Uh.. what? The R10 uses a very specific wood with a very specific shape to control resonance behavior. It doesn't have damping and the wood isn't "treated" in any specific way. It's using resonances to its advantage by altering the FR to add euphony and increase soundstage performance. The R10 is the only headphone of its kind; the level of engineering that was put into making it hasn't been seen ever since, making it impossible to compare it with any other headphone.
Using the LCD line as backup evidence is complete bull. Those headphones do not have earcups, the wood is completely decorative, it's literally a sleeve that goes around the driver, which incidentally is encased in metal. The driver just floats there, suspended off your head by the pads.
Even if everything you said is true, I highly doubt the FA-003Ti replacement cups are treated or dampened in any way; almost nobody uses damping in headphones anymore, they just slap drivers into the cups and call it good. Which is why 99% of all closed cans on the market can't even come close to matching open designs, especially regarding soundstage performance. In actuality if you made the best closed headphone you could make, said headphone would absolutely trounce an open design of the same caliber. It's just that no one ever does it because open is easier.
Sigh you need to learn a thing or two young grasshopper as you obviously don't know what you're talking about. Ok first of all the R10 does have dampening as does the CD3k both of which I've held in my hands and listened with me owning the latter. It uses white cotton wool as dampening, yes it's chamber design is of it's own kind but that doesn't mean any other company can't engineer it again one day. Every piece of wood is treated for whatever purpose it is going for, look up "wood treatment", no idiot company is going use fresh, raw butched lumber wood, pick a random piece, mill it down and use it for furniture, headphones or speaker enclosures, some do, most don't but it depends on what the end application is and where its going (indoor, outdoor).
Second of all saying using wooden cup's has high resonances is just plain bs, 90% of the time headphones using lighter material's as the back end cup such as plastic has more resonance than wood, don't believe me look up CSD plots for those headphones, metal grills in open design again resonant, these attributes are mostly not identifiable by FR charts, CSD plots and waterfalls reveal these issues.
With the LCD2's, you said wood in headphones you didn't specify where
so I made the assumption with my previous post that you were talking about wooden cups. Have you ever owned, listened or pulled apart any of the LCD2's? I don't think so, the wood is not just there for decorative purposes if Audeze wanted to do that they could've just made a wooden O-ring to sleeve around an inner metal ring or driver support which Hifiman did with there unreliable HE-5's that cracked like no tomorrow. Everything has an affect to each thing. You want decorative wood? The LE10's is your answer to that.
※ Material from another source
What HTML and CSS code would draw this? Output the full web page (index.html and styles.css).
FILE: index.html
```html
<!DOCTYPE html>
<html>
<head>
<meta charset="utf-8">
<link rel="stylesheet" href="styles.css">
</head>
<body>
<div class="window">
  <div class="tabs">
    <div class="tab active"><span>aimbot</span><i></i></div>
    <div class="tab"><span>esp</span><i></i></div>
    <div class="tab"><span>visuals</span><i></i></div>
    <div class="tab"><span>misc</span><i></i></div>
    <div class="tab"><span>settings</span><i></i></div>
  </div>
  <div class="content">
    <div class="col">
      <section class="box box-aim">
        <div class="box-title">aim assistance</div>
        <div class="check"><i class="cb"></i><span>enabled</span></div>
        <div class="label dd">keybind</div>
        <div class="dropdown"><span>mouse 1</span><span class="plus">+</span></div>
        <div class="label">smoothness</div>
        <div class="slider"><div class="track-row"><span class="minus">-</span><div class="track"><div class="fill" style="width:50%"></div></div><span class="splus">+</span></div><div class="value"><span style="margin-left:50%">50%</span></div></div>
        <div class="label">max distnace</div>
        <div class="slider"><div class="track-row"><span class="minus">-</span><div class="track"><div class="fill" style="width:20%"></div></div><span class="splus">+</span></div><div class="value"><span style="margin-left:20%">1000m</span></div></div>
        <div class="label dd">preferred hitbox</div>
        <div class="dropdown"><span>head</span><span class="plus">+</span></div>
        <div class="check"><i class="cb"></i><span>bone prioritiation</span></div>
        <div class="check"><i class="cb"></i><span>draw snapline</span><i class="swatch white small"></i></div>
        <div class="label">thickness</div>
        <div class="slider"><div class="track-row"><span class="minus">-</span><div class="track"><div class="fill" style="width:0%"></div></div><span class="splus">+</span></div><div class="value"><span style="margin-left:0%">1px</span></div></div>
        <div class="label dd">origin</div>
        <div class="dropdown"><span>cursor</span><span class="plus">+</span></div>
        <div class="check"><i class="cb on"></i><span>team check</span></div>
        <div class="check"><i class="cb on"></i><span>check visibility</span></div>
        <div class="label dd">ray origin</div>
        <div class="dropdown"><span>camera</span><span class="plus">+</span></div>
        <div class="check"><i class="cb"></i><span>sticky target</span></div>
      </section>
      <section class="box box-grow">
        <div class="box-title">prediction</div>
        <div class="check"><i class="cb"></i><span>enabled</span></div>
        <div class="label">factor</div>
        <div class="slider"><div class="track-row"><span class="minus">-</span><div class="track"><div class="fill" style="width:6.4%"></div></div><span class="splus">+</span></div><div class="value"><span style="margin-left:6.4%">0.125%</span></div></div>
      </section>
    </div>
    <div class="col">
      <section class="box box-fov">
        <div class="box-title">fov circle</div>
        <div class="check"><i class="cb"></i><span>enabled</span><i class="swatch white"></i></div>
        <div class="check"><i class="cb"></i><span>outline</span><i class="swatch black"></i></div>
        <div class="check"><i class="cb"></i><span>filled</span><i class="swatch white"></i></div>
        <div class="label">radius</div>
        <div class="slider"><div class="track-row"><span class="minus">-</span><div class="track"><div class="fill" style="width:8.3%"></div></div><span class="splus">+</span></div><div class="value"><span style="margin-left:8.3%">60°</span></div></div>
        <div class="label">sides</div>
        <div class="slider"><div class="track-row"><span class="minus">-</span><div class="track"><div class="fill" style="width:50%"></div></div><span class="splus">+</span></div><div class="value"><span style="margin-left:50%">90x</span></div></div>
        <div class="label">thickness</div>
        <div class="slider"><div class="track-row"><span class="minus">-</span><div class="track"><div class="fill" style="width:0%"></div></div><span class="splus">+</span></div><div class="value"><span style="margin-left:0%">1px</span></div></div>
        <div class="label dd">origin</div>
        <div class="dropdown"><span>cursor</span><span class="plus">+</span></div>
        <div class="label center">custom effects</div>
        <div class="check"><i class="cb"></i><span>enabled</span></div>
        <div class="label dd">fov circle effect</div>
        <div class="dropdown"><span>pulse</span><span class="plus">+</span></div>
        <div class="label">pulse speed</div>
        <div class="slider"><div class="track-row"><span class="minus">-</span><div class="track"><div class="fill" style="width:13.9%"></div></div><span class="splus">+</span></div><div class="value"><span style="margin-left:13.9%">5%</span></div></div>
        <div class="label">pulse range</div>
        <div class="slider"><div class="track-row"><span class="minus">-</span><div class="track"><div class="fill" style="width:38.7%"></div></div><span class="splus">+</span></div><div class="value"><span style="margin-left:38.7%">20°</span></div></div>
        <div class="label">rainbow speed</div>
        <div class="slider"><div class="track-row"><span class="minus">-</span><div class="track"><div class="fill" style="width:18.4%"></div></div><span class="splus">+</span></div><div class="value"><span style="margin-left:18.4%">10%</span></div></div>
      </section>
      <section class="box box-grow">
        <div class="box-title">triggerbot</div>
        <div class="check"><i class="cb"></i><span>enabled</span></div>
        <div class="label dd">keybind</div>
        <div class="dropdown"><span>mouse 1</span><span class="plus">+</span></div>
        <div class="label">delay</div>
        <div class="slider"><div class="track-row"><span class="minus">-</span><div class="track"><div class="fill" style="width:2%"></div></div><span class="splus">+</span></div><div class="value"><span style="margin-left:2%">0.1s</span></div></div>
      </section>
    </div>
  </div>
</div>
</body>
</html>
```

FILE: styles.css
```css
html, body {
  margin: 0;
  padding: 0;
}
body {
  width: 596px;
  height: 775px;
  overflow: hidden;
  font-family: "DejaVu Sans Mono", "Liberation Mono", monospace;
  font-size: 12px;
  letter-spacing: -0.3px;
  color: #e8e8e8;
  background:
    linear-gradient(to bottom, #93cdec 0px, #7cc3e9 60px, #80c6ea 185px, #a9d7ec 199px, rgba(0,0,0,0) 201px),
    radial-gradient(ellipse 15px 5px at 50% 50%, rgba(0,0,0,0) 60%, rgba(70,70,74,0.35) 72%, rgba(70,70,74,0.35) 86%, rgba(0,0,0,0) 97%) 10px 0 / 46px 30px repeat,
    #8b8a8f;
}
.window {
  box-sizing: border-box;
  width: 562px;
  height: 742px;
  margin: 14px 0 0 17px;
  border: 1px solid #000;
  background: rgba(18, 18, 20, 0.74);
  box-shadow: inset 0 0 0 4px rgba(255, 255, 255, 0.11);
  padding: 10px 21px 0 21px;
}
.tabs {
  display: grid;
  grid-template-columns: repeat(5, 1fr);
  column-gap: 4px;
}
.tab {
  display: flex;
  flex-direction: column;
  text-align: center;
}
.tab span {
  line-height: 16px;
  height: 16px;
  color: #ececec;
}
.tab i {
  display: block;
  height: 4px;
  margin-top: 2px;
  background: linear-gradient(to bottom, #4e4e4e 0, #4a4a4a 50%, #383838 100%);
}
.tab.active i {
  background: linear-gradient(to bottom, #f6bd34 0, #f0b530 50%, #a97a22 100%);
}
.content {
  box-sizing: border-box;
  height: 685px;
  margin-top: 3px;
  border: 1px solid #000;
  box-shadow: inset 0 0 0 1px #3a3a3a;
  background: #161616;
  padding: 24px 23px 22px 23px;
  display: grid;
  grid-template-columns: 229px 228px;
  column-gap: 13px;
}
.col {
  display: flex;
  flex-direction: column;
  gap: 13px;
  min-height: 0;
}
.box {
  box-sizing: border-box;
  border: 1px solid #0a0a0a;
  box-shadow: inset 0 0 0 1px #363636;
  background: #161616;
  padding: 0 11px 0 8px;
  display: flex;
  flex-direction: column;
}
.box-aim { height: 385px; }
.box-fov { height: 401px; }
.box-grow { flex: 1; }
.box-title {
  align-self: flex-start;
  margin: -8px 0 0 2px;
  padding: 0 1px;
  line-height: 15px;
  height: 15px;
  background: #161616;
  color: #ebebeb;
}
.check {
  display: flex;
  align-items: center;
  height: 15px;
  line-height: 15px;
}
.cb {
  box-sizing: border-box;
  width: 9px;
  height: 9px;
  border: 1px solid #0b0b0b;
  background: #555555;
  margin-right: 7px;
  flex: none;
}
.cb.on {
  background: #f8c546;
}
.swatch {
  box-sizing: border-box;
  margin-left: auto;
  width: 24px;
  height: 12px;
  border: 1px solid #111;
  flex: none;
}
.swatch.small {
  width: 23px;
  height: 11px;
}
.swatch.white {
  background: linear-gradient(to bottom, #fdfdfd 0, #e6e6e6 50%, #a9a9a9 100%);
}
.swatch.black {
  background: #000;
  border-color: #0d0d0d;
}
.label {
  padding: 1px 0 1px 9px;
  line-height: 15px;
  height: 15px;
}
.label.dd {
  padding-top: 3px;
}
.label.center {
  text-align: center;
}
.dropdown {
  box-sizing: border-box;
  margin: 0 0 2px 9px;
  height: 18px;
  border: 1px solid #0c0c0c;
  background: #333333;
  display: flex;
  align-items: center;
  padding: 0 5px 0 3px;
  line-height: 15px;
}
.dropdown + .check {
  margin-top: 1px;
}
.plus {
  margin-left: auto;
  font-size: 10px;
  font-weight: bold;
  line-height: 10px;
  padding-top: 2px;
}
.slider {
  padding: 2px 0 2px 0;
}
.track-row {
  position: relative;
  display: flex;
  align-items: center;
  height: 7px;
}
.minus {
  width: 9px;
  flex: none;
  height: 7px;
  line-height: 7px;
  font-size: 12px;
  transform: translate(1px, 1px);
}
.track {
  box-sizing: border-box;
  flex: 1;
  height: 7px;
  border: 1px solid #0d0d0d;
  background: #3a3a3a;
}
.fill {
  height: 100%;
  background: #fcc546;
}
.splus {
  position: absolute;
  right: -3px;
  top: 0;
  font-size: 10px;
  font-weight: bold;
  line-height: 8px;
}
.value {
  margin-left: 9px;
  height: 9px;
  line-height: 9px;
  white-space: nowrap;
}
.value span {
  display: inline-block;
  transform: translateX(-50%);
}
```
What I've stated is in general and is what should be done and has been done before, there is so much you can do with the design of a headphone and this applies to speakers as well, you can tune the enclosure/headphone housing/cup to suit whatever FR you're targetting for what the transducer's are most capable of in that design, there is so little you can do with tuning transducers especially dynamics, yes planars and ESL size of driver matters but at the end of the day you're not strapping bare drivers to your ears and calling it a final product, so using the right material, shape, distance of drivers, angled or flat, open, semi open and especially earpads these all affect the final sound and FR. Not all wooden cup headphones don't have dampening, I know for a fact that the Denon D2/5/7k range didn't which is why Mark made the mods posted here half a decade ago to dampen the drivers and wooden cups to get better sound using dynamat and dynaxorb, the FA-002/03 and Ti cups have something called steps which is milled out grove steps around the curvature of the inner cups, I've spoken to Dimitri before who works for FA and his sent me a diagram (subjective) one of differences in sound every cup they have offer's, this includes the 5 and 8 stepped cups, this is a form of dampening to elevate or attenuate the FR for a specific target or purpose, it's a common misconception to think dampening as adding wool to a surface.
Also comparing closed design to open design is apples and bananas comparison and I don't know why you brought that into the argument which the original statement you made was "wood resonate like crazy". As with the last point that you've said "almost nobody uses damping in headphones anymore, they just slap drivers into the cups and call it good" yeah this is true and that's why so many of those headphones are absolute crap when it comes to objective scale measurement. But you should know this by now.